§ **Exercise details**
Output the full listing below exactly, without the pictures.

§ **Recorded data**
....
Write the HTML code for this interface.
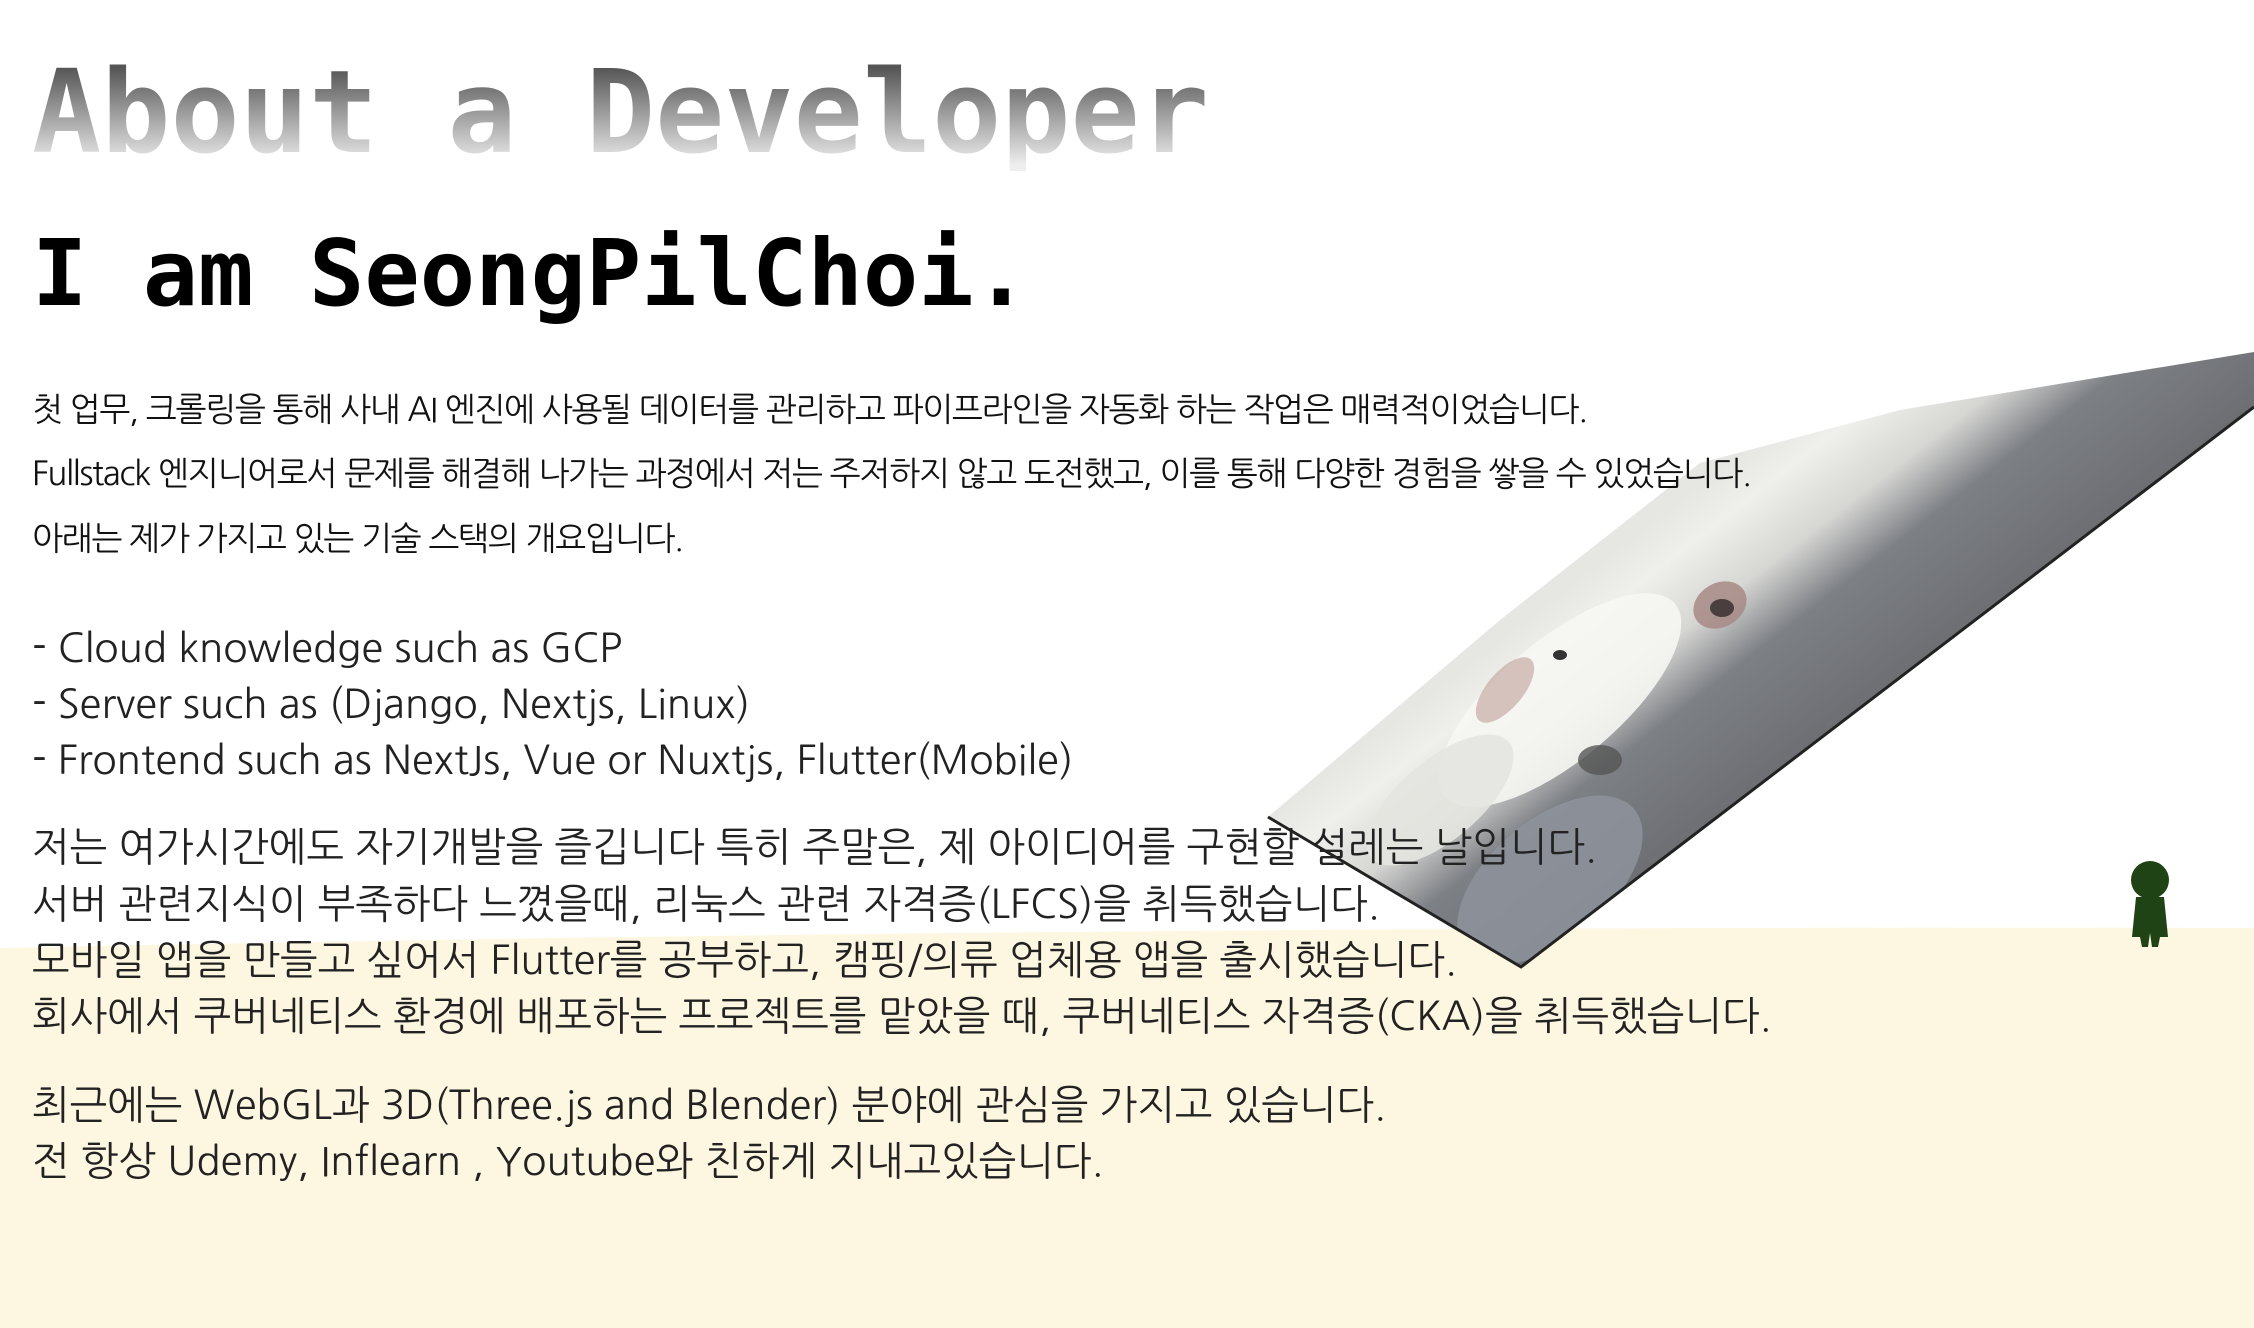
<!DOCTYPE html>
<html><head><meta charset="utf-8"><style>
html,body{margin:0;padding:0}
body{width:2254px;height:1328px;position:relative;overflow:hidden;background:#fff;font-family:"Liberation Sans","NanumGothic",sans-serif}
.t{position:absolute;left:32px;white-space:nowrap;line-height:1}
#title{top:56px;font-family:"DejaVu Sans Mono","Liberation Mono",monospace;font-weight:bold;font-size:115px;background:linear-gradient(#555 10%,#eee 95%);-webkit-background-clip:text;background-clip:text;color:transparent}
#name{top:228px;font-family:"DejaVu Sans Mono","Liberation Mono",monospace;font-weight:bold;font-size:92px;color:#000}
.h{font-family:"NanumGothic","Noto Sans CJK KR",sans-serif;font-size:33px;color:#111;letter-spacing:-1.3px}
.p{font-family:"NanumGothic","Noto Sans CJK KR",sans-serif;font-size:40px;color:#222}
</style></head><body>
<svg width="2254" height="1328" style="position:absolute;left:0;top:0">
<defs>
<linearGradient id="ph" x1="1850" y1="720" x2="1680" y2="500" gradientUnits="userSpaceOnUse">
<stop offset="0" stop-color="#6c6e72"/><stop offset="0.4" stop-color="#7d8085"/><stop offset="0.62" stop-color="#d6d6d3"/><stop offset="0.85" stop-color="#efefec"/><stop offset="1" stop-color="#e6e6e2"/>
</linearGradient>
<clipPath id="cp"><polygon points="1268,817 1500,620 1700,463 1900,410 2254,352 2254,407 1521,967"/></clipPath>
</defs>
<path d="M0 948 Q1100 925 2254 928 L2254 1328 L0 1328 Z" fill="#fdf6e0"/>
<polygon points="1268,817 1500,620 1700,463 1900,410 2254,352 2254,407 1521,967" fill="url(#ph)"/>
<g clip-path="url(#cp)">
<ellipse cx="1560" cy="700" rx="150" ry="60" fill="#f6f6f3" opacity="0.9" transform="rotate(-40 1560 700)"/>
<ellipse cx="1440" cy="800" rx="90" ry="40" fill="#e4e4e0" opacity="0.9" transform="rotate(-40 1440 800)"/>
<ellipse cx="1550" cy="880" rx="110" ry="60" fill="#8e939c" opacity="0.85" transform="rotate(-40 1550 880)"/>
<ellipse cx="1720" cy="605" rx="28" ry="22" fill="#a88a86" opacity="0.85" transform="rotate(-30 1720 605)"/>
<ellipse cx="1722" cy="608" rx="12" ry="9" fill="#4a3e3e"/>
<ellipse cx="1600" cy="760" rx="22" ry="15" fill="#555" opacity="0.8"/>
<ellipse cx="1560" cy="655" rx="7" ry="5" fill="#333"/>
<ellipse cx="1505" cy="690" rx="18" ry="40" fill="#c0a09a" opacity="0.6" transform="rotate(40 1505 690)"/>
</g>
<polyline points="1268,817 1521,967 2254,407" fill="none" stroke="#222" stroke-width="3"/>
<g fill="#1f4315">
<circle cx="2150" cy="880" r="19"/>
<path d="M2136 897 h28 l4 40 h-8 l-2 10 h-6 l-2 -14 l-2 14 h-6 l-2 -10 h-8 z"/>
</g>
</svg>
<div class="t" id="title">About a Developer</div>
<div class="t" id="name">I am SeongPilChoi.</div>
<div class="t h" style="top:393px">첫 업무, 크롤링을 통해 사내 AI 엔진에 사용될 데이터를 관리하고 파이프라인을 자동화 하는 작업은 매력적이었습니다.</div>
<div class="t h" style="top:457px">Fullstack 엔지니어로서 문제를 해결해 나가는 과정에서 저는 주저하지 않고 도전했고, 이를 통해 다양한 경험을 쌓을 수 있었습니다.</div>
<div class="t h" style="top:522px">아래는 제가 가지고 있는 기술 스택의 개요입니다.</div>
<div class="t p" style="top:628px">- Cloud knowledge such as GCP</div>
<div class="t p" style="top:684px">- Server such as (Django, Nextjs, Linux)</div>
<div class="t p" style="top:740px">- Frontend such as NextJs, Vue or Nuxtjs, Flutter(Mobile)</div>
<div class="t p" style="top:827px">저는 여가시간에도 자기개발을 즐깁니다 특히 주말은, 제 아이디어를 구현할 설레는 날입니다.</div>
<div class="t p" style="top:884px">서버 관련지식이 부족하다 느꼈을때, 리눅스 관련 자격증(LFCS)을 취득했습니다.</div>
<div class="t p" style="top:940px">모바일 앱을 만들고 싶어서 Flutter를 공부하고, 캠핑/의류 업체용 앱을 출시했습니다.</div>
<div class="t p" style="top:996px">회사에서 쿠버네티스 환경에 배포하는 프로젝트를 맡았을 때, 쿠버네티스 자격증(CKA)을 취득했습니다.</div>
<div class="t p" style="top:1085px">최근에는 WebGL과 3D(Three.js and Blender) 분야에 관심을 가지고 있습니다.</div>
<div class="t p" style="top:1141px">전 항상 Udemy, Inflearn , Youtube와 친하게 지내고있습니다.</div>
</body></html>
....
§ **Task output**
Write the HTML code for this interface.
<!DOCTYPE html>
<html><head><meta charset="utf-8"><style>
html,body{margin:0;padding:0}
body{width:2254px;height:1328px;position:relative;overflow:hidden;background:#fff;font-family:"Liberation Sans","NanumGothic",sans-serif}
.t{position:absolute;left:32px;white-space:nowrap;line-height:1}
#title{top:56px;font-family:"DejaVu Sans Mono","Liberation Mono",monospace;font-weight:bold;font-size:115px;background:linear-gradient(#555 10%,#eee 95%);-webkit-background-clip:text;background-clip:text;color:transparent}
#name{top:228px;font-family:"DejaVu Sans Mono","Liberation Mono",monospace;font-weight:bold;font-size:92px;color:#000}
.h{font-family:"NanumGothic","Noto Sans CJK KR",sans-serif;font-size:33px;color:#111;letter-spacing:-1.3px}
.p{font-family:"NanumGothic","Noto Sans CJK KR",sans-serif;font-size:40px;color:#222}
</style></head><body>
<svg width="2254" height="1328" style="position:absolute;left:0;top:0">
<defs>
<linearGradient id="ph" x1="1850" y1="720" x2="1680" y2="500" gradientUnits="userSpaceOnUse">
<stop offset="0" stop-color="#6c6e72"/><stop offset="0.4" stop-color="#7d8085"/><stop offset="0.62" stop-color="#d6d6d3"/><stop offset="0.85" stop-color="#efefec"/><stop offset="1" stop-color="#e6e6e2"/>
</linearGradient>
<clipPath id="cp"><polygon points="1268,817 1500,620 1700,463 1900,410 2254,352 2254,407 1521,967"/></clipPath>
</defs>
<path d="M0 948 Q1100 925 2254 928 L2254 1328 L0 1328 Z" fill="#fdf6e0"/>
<polygon points="1268,817 1500,620 1700,463 1900,410 2254,352 2254,407 1521,967" fill="url(#ph)"/>
<g clip-path="url(#cp)">
<ellipse cx="1560" cy="700" rx="150" ry="60" fill="#f6f6f3" opacity="0.9" transform="rotate(-40 1560 700)"/>
<ellipse cx="1440" cy="800" rx="90" ry="40" fill="#e4e4e0" opacity="0.9" transform="rotate(-40 1440 800)"/>
<ellipse cx="1550" cy="880" rx="110" ry="60" fill="#8e939c" opacity="0.85" transform="rotate(-40 1550 880)"/>
<ellipse cx="1720" cy="605" rx="28" ry="22" fill="#a88a86" opacity="0.85" transform="rotate(-30 1720 605)"/>
<ellipse cx="1722" cy="608" rx="12" ry="9" fill="#4a3e3e"/>
<ellipse cx="1600" cy="760" rx="22" ry="15" fill="#555" opacity="0.8"/>
<ellipse cx="1560" cy="655" rx="7" ry="5" fill="#333"/>
<ellipse cx="1505" cy="690" rx="18" ry="40" fill="#c0a09a" opacity="0.6" transform="rotate(40 1505 690)"/>
</g>
<polyline points="1268,817 1521,967 2254,407" fill="none" stroke="#222" stroke-width="3"/>
<g fill="#1f4315">
<circle cx="2150" cy="880" r="19"/>
<path d="M2136 897 h28 l4 40 h-8 l-2 10 h-6 l-2 -14 l-2 14 h-6 l-2 -10 h-8 z"/>
</g>
</svg>
<div class="t" id="title">About a Developer</div>
<div class="t" id="name">I am SeongPilChoi.</div>
<div class="t h" style="top:393px">첫 업무, 크롤링을 통해 사내 AI 엔진에 사용될 데이터를 관리하고 파이프라인을 자동화 하는 작업은 매력적이었습니다.</div>
<div class="t h" style="top:457px">Fullstack 엔지니어로서 문제를 해결해 나가는 과정에서 저는 주저하지 않고 도전했고, 이를 통해 다양한 경험을 쌓을 수 있었습니다.</div>
<div class="t h" style="top:522px">아래는 제가 가지고 있는 기술 스택의 개요입니다.</div>
<div class="t p" style="top:628px">- Cloud knowledge such as GCP</div>
<div class="t p" style="top:684px">- Server such as (Django, Nextjs, Linux)</div>
<div class="t p" style="top:740px">- Frontend such as NextJs, Vue or Nuxtjs, Flutter(Mobile)</div>
<div class="t p" style="top:827px">저는 여가시간에도 자기개발을 즐깁니다 특히 주말은, 제 아이디어를 구현할 설레는 날입니다.</div>
<div class="t p" style="top:884px">서버 관련지식이 부족하다 느꼈을때, 리눅스 관련 자격증(LFCS)을 취득했습니다.</div>
<div class="t p" style="top:940px">모바일 앱을 만들고 싶어서 Flutter를 공부하고, 캠핑/의류 업체용 앱을 출시했습니다.</div>
<div class="t p" style="top:996px">회사에서 쿠버네티스 환경에 배포하는 프로젝트를 맡았을 때, 쿠버네티스 자격증(CKA)을 취득했습니다.</div>
<div class="t p" style="top:1085px">최근에는 WebGL과 3D(Three.js and Blender) 분야에 관심을 가지고 있습니다.</div>
<div class="t p" style="top:1141px">전 항상 Udemy, Inflearn , Youtube와 친하게 지내고있습니다.</div>
</body></html>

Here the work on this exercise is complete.